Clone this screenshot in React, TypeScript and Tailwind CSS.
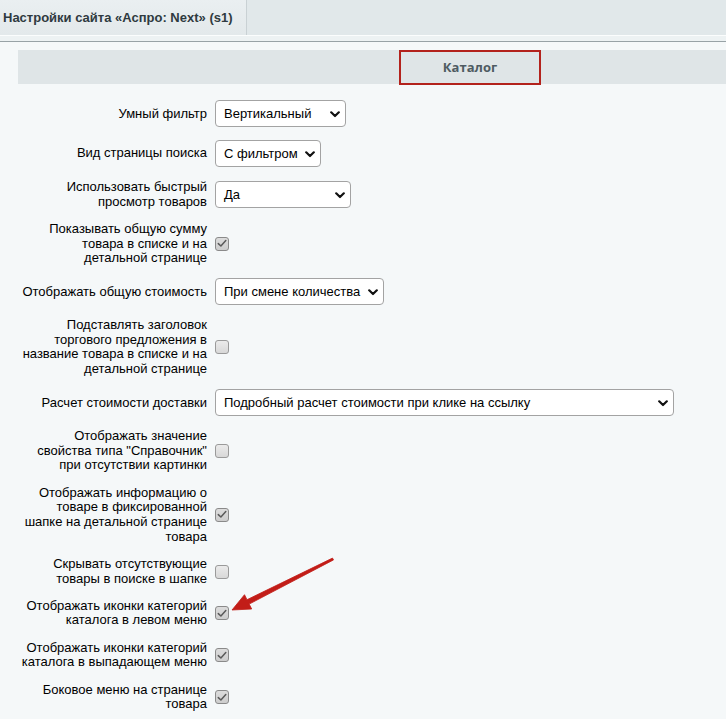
import React from "react";

type Row =
  | { kind: "select"; label: string[]; value: string; width: number }
  | { kind: "check"; label: string[]; checked: boolean };

const rows: Row[] = [
  { kind: "select", label: ["Умный фильтр"], value: "Вертикальный", width: 131 },
  { kind: "select", label: ["Вид страницы поиска"], value: "С фильтром", width: 106 },
  { kind: "select", label: ["Использовать быстрый", "просмотр товаров"], value: "Да", width: 136 },
  { kind: "check", label: ["Показывать общую сумму", "товара в списке и на", "детальной странице"], checked: true },
  { kind: "select", label: ["Отображать общую стоимость"], value: "При смене количества", width: 169 },
  {
    kind: "check",
    label: ["Подставлять заголовок", "торгового предложения в", "название товара в списке и на", "детальной странице"],
    checked: false,
  },
  {
    kind: "select",
    label: ["Расчет стоимости доставки"],
    value: "Подробный расчет стоимости при клике на ссылку",
    width: 459,
  },
  {
    kind: "check",
    label: ["Отображать значение", 'свойства типа "Справочник"', "при отсутствии картинки"],
    checked: false,
  },
  {
    kind: "check",
    label: ["Отображать информацию о", "товаре в фиксированной", "шапке на детальной странице", "товара"],
    checked: true,
  },
  { kind: "check", label: ["Скрывать отсутствующие", "товары в поиске в шапке"], checked: false },
  { kind: "check", label: ["Отображать иконки категорий", "каталога в левом меню"], checked: true },
  { kind: "check", label: ["Отображать иконки категорий", "каталога в выпадающем меню"], checked: true },
  { kind: "check", label: ["Боковое меню на странице", "товара"], checked: true },
];

function Select({ value, width }: { value: string; width: number }) {
  return (
    <div
      className="relative h-[27px] rounded-[4px] border border-[#a3a3a3] bg-white flex items-center pl-[8px] text-[13px] text-black"
      style={{ width }}
    >
      <span className="whitespace-nowrap">{value}</span>
      <svg className="absolute right-[5px] top-[10px]" width="10" height="7" viewBox="0 0 10 7">
        <path d="M1.2 1.3 L5 5 L8.8 1.3" fill="none" stroke="#111" strokeWidth="2.2" strokeLinecap="round" strokeLinejoin="round" />
      </svg>
    </div>
  );
}

function Check({ checked }: { checked: boolean }) {
  return (
    <div
      className={
        "w-[14px] h-[14px] rounded-[3px] border flex items-center justify-center " +
        (checked
          ? "border-[#8a8a8a] bg-gradient-to-b from-[#dcdcdc] to-[#cdcdcd]"
          : "border-[#9a9a9a] bg-gradient-to-b from-[#ebebeb] to-[#d8d8d8]")
      }
    >
      {checked && (
        <svg width="10" height="9" viewBox="0 0 10 9">
          <path d="M1.3 4.6 L3.9 7 L8.8 1.6" fill="none" stroke="#5a5a5a" strokeWidth="1.5" strokeLinecap="round" strokeLinejoin="round" />
        </svg>
      )}
    </div>
  );
}

export default function App() {
  return (
    <div className="relative w-[726px] h-[719px] overflow-hidden bg-[#f5f8f9] font-['Liberation_Sans',Arial,sans-serif]">
      {/* tab strip */}
      <div className="h-[35px] bg-[#e1e8ea] flex">
        <div className="w-[247px] h-full border-r border-[#c9d1d4] bg-gradient-to-b from-[#eaeff1] to-[#e3e9eb] flex items-center pl-[3px] pt-[1px]">
          <span className="text-[13px] font-bold text-[#2f3a3f] whitespace-nowrap">Настройки сайта «Аспро: Next» (s1)</span>
        </div>
      </div>
      <div className="h-[7px] border-t border-[#fbfdfd] bg-[#edf2f3] border-b border-b-[#98a2a6]" />

      <div className="pl-[18px] pt-[8px]">
        {/* section header */}
        <div className="h-[34px] bg-[#dfe5e7] flex">
          <div className="ml-[381px] w-[142px] h-[35px] border-2 border-[#b3221c] flex items-center justify-center">
            <span className="font-['Open_Sans',sans-serif] text-[13px] font-bold text-[#4e5b62]">Каталог</span>
          </div>
        </div>

        <div className="pt-[10px] flex flex-col">
          {rows.map((r, i) => (
            <div key={i} className="flex items-center py-[6.4px]">
              <div className="w-[189px] text-right text-[13px] leading-[14.6px] text-black">
                {r.label.map((l, j) => (
                  <div key={j} className="whitespace-nowrap">{l}</div>
                ))}
              </div>
              <div className="ml-[8px]">
                {r.kind === "select" ? <Select value={r.value} width={r.width} /> : <Check checked={r.checked} />}
              </div>
            </div>
          ))}
        </div>
      </div>

      {/* annotation arrow */}
      <svg className="absolute left-0 top-0 pointer-events-none" width="726" height="719" viewBox="0 0 726 719">
        <polygon
          points="332.5,558.1 247,599.7 244.5,594.7 232,610 251.7,609 249.2,604.1 333.5,559.9"
          fill="#c21d18"
          stroke="#c21d18"
          strokeWidth="0.8"
          strokeLinejoin="round"
        />
      </svg>
    </div>
  );
}
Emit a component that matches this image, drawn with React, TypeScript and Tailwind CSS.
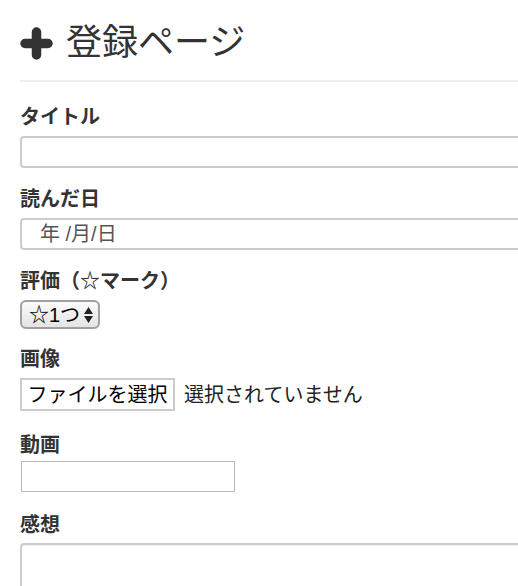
import { ReactNode } from "react"

const font = { fontFamily: '"Liberation Sans", "Noto Sans CJK JP", sans-serif' }

function Field({ label, children, className = "mb-[17px]" }: { label: string; children: ReactNode; className?: string }) {
  return (
    <div className={className}>
      <div className="mb-[5px] text-[20px] font-bold leading-[28px] text-[#333]">{label}</div>
      {children}
    </div>
  )
}

function PlusIcon() {
  return (
    <svg width="33" height="33" viewBox="0 0 33 33" className="shrink-0">
      <path d="M16.5 5v23M5 16.5h23" stroke="#333" strokeWidth="9.5" strokeLinecap="round" />
    </svg>
  )
}

export default function App() {
  return (
    <div className="h-[586px] w-[518px] overflow-hidden bg-white text-[#333]" style={font}>
      <div className="w-[540px] pl-5 pt-[23px]">
        <h1 className="flex h-10 items-center gap-[13px] text-[36px] font-normal leading-10">
          <PlusIcon />
          <span>登録ページ</span>
        </h1>

        <div className="mt-[17px] mb-[21px] h-[2px] bg-[#eee]" />

        <Field label="タイトル">
          <div className="h-8 rounded-[4px] border-2 border-[#ccc] bg-white" />
        </Field>

        <Field label="読んだ日">
          <div className="flex h-8 items-center rounded-[4px] border-2 border-[#ccc] bg-white pl-[18px] text-[20px] text-[#555]">
            年 /月/日
          </div>
        </Field>

        <Field label="評価（☆マーク）" className="mb-[16px]">
          <div className="flex h-[29px] w-20 items-center gap-[3px] rounded-[6px] border-2 border-[#a0a0a0] bg-gradient-to-b from-[#fbfbfb] to-[#e4e4e4] pl-[7px] text-[20px] text-black">
            <span>☆1つ</span>
            <svg width="11" height="18" viewBox="0 0 11 18">
              <path d="M5.5 1L10 8H1z M5.5 17L10 10H1z" fill="#222" />
            </svg>
          </div>
        </Field>

        <Field label="画像" className="mb-[20px]">
          <div className="flex items-center gap-[9px] text-[20px]">
            <div className="flex h-[33px] w-[155px] items-center justify-center border-2 border-[#ccc] bg-white text-black">
              ファイルを選択
            </div>
            <span className="text-[#222]">選択されていません</span>
          </div>
        </Field>

        <div className="mb-[19px]">
          <div className="mb-[2px] text-[20px] font-bold leading-[28px] text-[#333]">動画</div>
          <div className="ml-px h-[31px] w-[214px] border border-[#bbb] bg-white" />
        </div>

        <div>
          <div className="mb-[4px] text-[20px] font-bold leading-[28px] text-[#333]">感想</div>
          <div className="h-20 rounded-[4px] border-2 border-[#ccc] bg-white shadow-[inset_0_1px_1px_rgba(0,0,0,0.075)]" />
        </div>
      </div>
    </div>
  )
}
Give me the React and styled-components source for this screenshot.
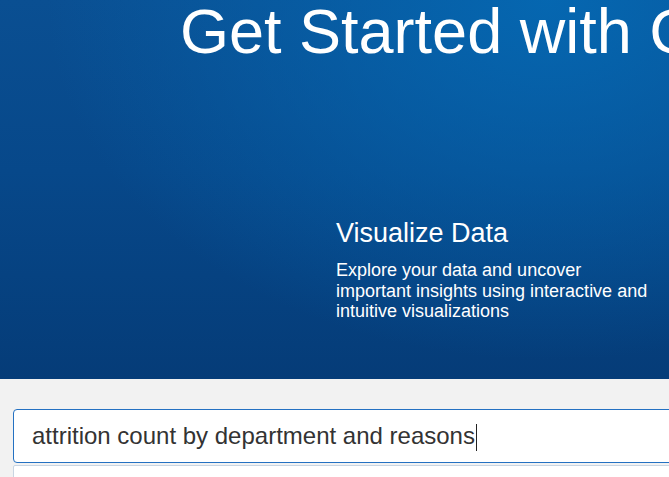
import React from "react";
import styled, { createGlobalStyle } from "styled-components";

const GlobalStyle = createGlobalStyle`
  html, body {
    margin: 0;
    padding: 0;
    background: #f2f2f2;
    overflow: hidden;
  }
  body {
    font-family: "Liberation Sans", Arial, sans-serif;
  }
`;

const Page = styled.div`
  width: 100%;
  height: 477px;
  display: flex;
  flex-direction: column;
  overflow: hidden;
`;

const Hero = styled.section`
  height: 379px;
  flex-shrink: 0;
  display: flex;
  flex-direction: column;
  color: #fff;
  background:
    radial-gradient(ellipse 75% 95% at 82% 0%, rgba(5, 104, 178, 0.95) 0%, rgba(5, 104, 178, 0) 100%),
    linear-gradient(180deg, #0a4f92 0%, #07488a 45%, #053c78 100%);
`;

const Title = styled.h1`
  margin: 0;
  padding-left: 180px;
  font-size: 63px;
  font-weight: 400;
  line-height: 62px;
  white-space: nowrap;
`;

const Feature = styled.div`
  margin: 156px 0 0 336px;
  width: 320px;
  display: flex;
  flex-direction: column;
  gap: 12px;
`;

const FeatureTitle = styled.h2`
  margin: 0;
  font-size: 27px;
  font-weight: 400;
  line-height: 30px;
`;

const FeatureText = styled.p`
  margin: 0;
  font-size: 18px;
  line-height: 20.7px;
`;

const SearchArea = styled.section`
  flex: 1;
  background: #f2f2f2;
  padding: 30px 0 0 13px;
  display: flex;
  flex-direction: column;
  gap: 2px;
`;

const SearchBox = styled.div`
  width: 720px;
  height: 52px;
  box-sizing: content-box;
  border: 1px solid #2471c2;
  border-radius: 4px;
  background: #fff;
  padding-left: 18px;
  display: flex;
  align-items: center;
  font-size: 24px;
  line-height: 52px;
  color: #333;
  white-space: nowrap;
`;

const Caret = styled.span`
  display: inline-block;
  width: 1px;
  height: 27px;
  margin: 2px 0 0 1px;
  background: #222;
`;

const Suggestions = styled.div`
  width: 738px;
  height: 40px;
  border: 1px solid #c9d5e2;
  border-radius: 2px;
  background: #fff;
`;

const App = () => {
  return (
    <Page>
      <GlobalStyle />
      <Hero>
        <Title>Get Started with Copilot</Title>
        <Feature>
          <FeatureTitle>Visualize Data</FeatureTitle>
          <FeatureText>
            Explore your data and uncover important insights using interactive
            and intuitive visualizations
          </FeatureText>
        </Feature>
      </Hero>
      <SearchArea>
        <SearchBox role="textbox">
          attrition count by department and reasons
          <Caret />
        </SearchBox>
        <Suggestions />
      </SearchArea>
    </Page>
  );
};

export default App;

-=-=-=-=-

Return only the lines running from the start of the entries above to the line that contains "string[]; checked: boolean", inclusive, and omit every picture.

__ANSWER TO THE PROBLEM__:
Clone this screenshot in React, TypeScript and Tailwind CSS.
import React from "react";

type Row =
  | { kind: "select"; label: string[]; value: string; width: number }
  | { kind: "check"; label: string[]; checked: boolean };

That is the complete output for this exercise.